L ~245: Is this shown in a figure or table anywhere?
L267: typo: Mirco5
L 300: Could it also be that CW is the only one that continues to accelerate because Jakobshavn remains a marine-terminating outlet, and that’s not the case for most other large outlets? From Fig1, it looks like the only other outlets that remain in contact with the ocean are Petermann, maybe NEGIS, and maybe Humboldt.
What basal friction law is used here? I see that you use an exponent of 0.6, but what is the form of the law? That could have an effect on the slow-down you observe while driving stress decreases.
The Discussion section is very short and the Conclusions section reads like it should be in the Discussion. Consider expanding the Discussion and including more of a summary of your findings in the Conclusions. Particularly, the discussion should touch on the impact of the initial ice sheet state on these results, as the spun-up initial condition is quite far from the observed modern ice sheet state (Fig S2). This initial condition should be compared with other model initial conditions for Greenland, at least with the initial condition from Aschwanden et al. (2019).
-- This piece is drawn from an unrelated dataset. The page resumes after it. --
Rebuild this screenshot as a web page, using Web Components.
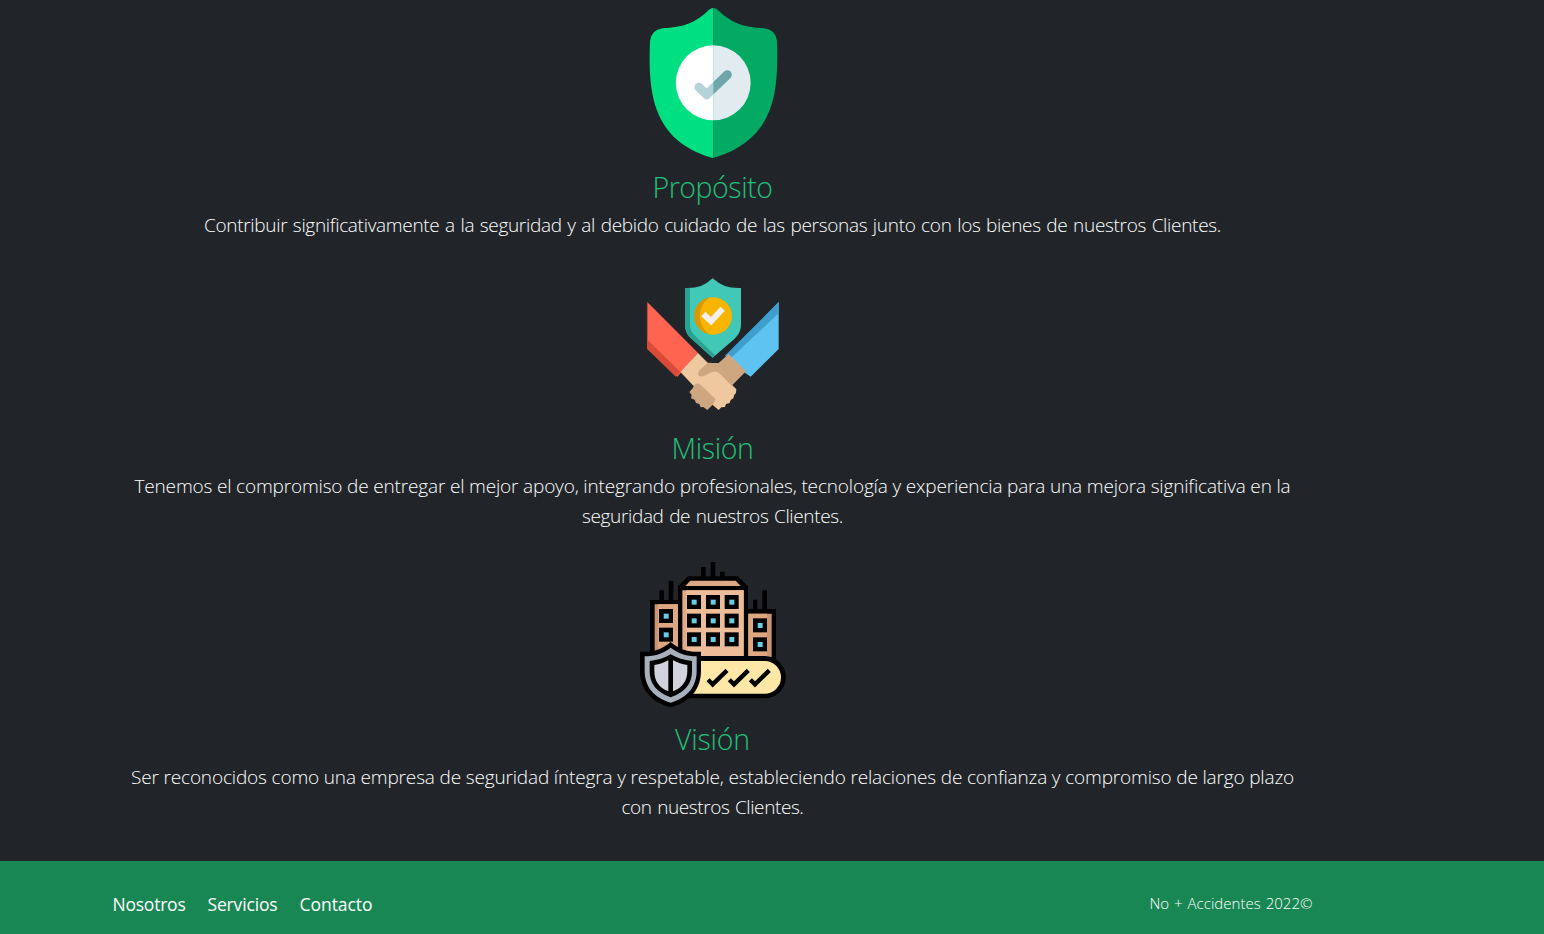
<!DOCTYPE html>
<html lang="es">
<head>
<meta charset="utf-8">
<title>No + Accidentes</title>
<style>
html,body{margin:0;height:100%;overflow:hidden;background:#212529}
body{font-family:"Open Sans","Noto Sans",sans-serif;color:#fff}
</style>
</head>
<body>
<about-page></about-page>
<script>
const icons = {
shield: `<svg viewBox="15 24 450 450">
<defs><clipPath id="l"><path d="M0 0H241V500H0Z"/></clipPath><clipPath id="r"><path d="M241 0H500V500H241Z"/></clipPath></defs>
<path fill="#00df81" d="M241 24Q234 24 228 29C190 67 152 82 88 85Q55 90 51 123C45 280 58 420 236 473L241 474Z"/>
<path fill="#02aa64" d="M241 24Q248 24 254 29C292 67 330 82 393 85Q428 89 432 123C437 280 425 415 248 472L241 474Z"/>
<circle cx="241" cy="248.500" r="112.500" fill="#fff" clip-path="url(#l)"/><path fill="#e1ebf0" d="M240.500 136a112.500 112.500 0 0 1 0 225Z"/>
<g fill="none" stroke-width="27" stroke-linecap="round" stroke-linejoin="round"><path clip-path="url(#l)" stroke="#b4d2d7" d="M198 262L221 284L283 224"/><path clip-path="url(#r)" stroke="#6fa6aa" d="M198 262L221 284L283 224"/></g></svg>`,
hands: `<svg viewBox="15 -3 450 450">
<path fill="#42c8b7" d="M156 54C194 55 211 49 239 25C268 49 286 55 324 54V160C324 184 317 194 304 207L239 263L177 208C163 195 156 183 156 162Z"/>
<path fill="#28a392" d="M156 54H171V160C171 182 178 190 190 201L246 255L239 263L177 208C163 195 156 183 156 162Z"/>
<circle cx="241" cy="138" r="56" fill="#f7b500"/><path fill="#de9700" d="M232 82A56 56 0 0 0 232 193C190 173 191 104 232 82Z"/>
<path fill="none" stroke="#f4efed" stroke-width="18" d="M211 132L234 154L269 116"/>
<path fill="#ff6450" d="M43 96L195 249L133 320L43 237Z"/><path fill="#d94b38" d="M43 209L142 306L128 320L43 237Z"/>
<path fill="#5fc3f1" d="M437 96V237L353 320L275 267Z"/><path fill="#3e9fce" d="M437 96V130L294 264L275 258Z"/>
<path fill="#efc8a0" d="M195 249L224 278L255 280L298 346L310 358L309 369L304 374L301 385L293 390L290 399L279 402L276 411L265 412L257 420L239 405L182 348L142 306Z"/>
<path fill="#cea780" d="M224 279H257L287 252L339 304L296 347L261 311Q246 299 229 309Q211 323 198 318Q192 311 198 302Z"/>
<path fill="#cea780" d="M186 342Q194 338 203 344L248 388L239 404L223 420L211 411L203 412L199 402L189 399L185 389L174 385L176 375L169 366L179 355Z"/></svg>`,
building: `<svg viewBox="15 15 450 450">
<path d="M204 36h14v34h-14zM233 21h14v49h-14zM261 50h14v20h-14zM79 106h14v35h-14zM107 78h14v63h-14zM360 134h13v34h-13zM388 106h14v62h-14zM51 135h90v170H51zM340 162h89v150h-89z"/>
<path fill="#ca9570" d="M65 148h70v145H65zM346 176h70v130h-70z"/><path fill="#dfa780" d="M75 148h60v145H75zM346 176h56v130h-56z"/>
<path d="M135 94L165 64H315L345 94V315H135Z"/><path fill="#dca987" d="M172 77H308L323 93H157Z"/><path fill="#dfaa85" d="M148 106H332V304H148Z"/><path fill="#edbd99" d="M160 106H332V304H160Z"/>
${[[162,120],[219,120],[275,120],[162,176],[219,176],[275,176],[162,232],[219,232],[275,232],[78,162],[78,218],[360,190],[360,247]].map(([x,y])=>`<path d="M${x} ${y}h42v42h-42z"/><path fill="#68cce5" d="M${x+14} ${y+14}h15v15h-15z"/>`).join('')}
<path d="M165 303H395A63 63 0 0 1 395 430H165Z"/><path fill="#ffe8a7" d="M175 318H395A49 49 0 0 1 395 416H175Z"/>
<path fill="none" stroke="#000" stroke-width="13" d="M225 374L239 388L282 346M289 374L303 388L346 346M352 374L366 388L409 346"/>
<path d="M21 290C55 293 88 284 113 261C138 284 171 293 204 290V347C204 401 173 441 113 457C53 441 21 401 21 347Z"/>
<path fill="#a7b0bb" d="M35 304C65 304 91 295 113 278C136 295 161 304 191 304V347C191 394 164 428 113 443C62 428 35 394 35 347Z"/>
<path d="M50 318C74 316 95 309 113 298C132 309 153 316 177 318V349C177 386 157 412 113 427C70 412 50 386 50 349Z"/>
<path fill="#d0d3dd" d="M64 330C80 328 94 323 106 316V409C77 397 64 377 64 347ZM120 316C133 323 147 328 163 330V347C163 377 149 397 120 409Z"/></svg>`
};

class BrandIcon extends HTMLElement {
  connectedCallback() {
    this.attachShadow({mode:'open'}).innerHTML = `<style>:host{display:block;width:150px;height:150px}svg{display:block;width:100%;height:100%}</style>${icons[this.getAttribute('name')]}`;
  }
}
customElements.define('brand-icon', BrandIcon);

/* A single line of text whose tracking is adjusted to a given measure. */
class FitText extends HTMLElement {
  connectedCallback() {
    const root = this.attachShadow({mode:'open'});
    root.innerHTML = `<style>:host{display:block;width:max-content;white-space:nowrap}span{display:inline-block}</style><span><slot></slot></span>`;
    const span = root.querySelector('span');
    const gap = (Number(this.getAttribute('measure')) - span.getBoundingClientRect().width) / this.textContent.length;
    span.style.letterSpacing = gap + 'px';
  }
}

class ValueSection extends HTMLElement {
  connectedCallback() {
    this.attachShadow({mode:'open'}).innerHTML = `<style>
:host{display:flex;flex-direction:column;align-items:center}
h3{margin:11px 0 5px;font-weight:320;font-size:28.500px;line-height:36px;color:#20c07a}
.copy{display:flex;flex-direction:column;align-items:center;font-weight:345;font-size:19px;line-height:30px}
.copy ::slotted(.open){word-spacing:1px}
</style><brand-icon name="${this.getAttribute('icon')}"></brand-icon>
<h3><fit-text measure="${this.getAttribute('measure')}">${this.getAttribute('heading')}</fit-text></h3>
<div class="copy"><slot></slot></div>`;
  }
}

class PageFooter extends HTMLElement {
  connectedCallback() {
    this.attachShadow({mode:'open'}).innerHTML = `<style>
:host{display:block;background:#198754;box-sizing:border-box;padding-top:30px}
.row{display:flex;justify-content:space-between;align-items:flex-start;width:1200px;margin-left:112.500px}
nav{display:flex;gap:22px}
a{color:#fff;text-decoration:none;font-size:17.500px;line-height:27px}
.copyright{font-weight:320;font-size:15px;line-height:25px;word-spacing:1px}
</style><div class="row"><nav><a href="#"><fit-text measure="73">Nosotros</fit-text></a><a href="#"><fit-text measure="70">Servicios</fit-text></a><a href="#"><fit-text measure="73">Contacto</fit-text></a></nav>
<div class="copyright"><fit-text measure="163">No + Accidentes 2022©</fit-text></div></div>`;
  }
}

class AboutPage extends HTMLElement {
  connectedCallback() {
    this.attachShadow({mode:'open'}).innerHTML = `<style>
:host{display:flex;flex-direction:column;height:934px}
main{box-sizing:border-box;height:861px;width:1200px;margin-left:112.500px;padding-top:8px;display:flex;flex-direction:column;gap:29px}
page-footer{flex:1}
</style><main>
<value-section icon="shield" heading="Propósito" measure="120"><fit-text class="open" measure="1017">Contribuir significativamente a la seguridad y al debido cuidado de las personas junto con los bienes de nuestros Clientes.</fit-text></value-section>
<value-section icon="hands" heading="Misión" measure="82"><fit-text measure="1156">Tenemos el compromiso de entregar el mejor apoyo, integrando profesionales, tecnología y experiencia para una mejora significativa en la</fit-text><fit-text class="open" measure="261">seguridad de nuestros Clientes.</fit-text></value-section>
<value-section icon="building" heading="Visión" measure="75"><fit-text measure="1163">Ser reconocidos como una empresa de seguridad íntegra y respetable, estableciendo relaciones de confianza y compromiso de largo plazo</fit-text><fit-text class="open" measure="182">con nuestros Clientes.</fit-text></value-section>
</main><page-footer></page-footer>`;
  }
}
customElements.define('fit-text', FitText);
customElements.define('value-section', ValueSection);
customElements.define('page-footer', PageFooter);
customElements.define('about-page', AboutPage);
</script>
</body>
</html>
Another topic to touch on in the Discussion is that temperature extremes will in reality increase the flux of meltwater to the bed and thus affect ice dynamics through subglacial hydrology, which is not accounted for in these simulations. Finally, some discussion of the full dynamics runs vs the runs without SMB-elevation feedback would be good.
There is no equivalent of Fig 4 given for the dynamic case without SMB-elevation feedback. Overall, it seems like those runs were ignored compared with the SMB-only and full dynamics cases. There should be another subsection analogous to 3.2 in which the full dynamics and no-feedback runs are compared in more detail.
I have rated Presentation Quality as "Fair" because there I think the manuscript relies too heavily on the numerous figures in the Supplement, while there are only a few figures in the main paper.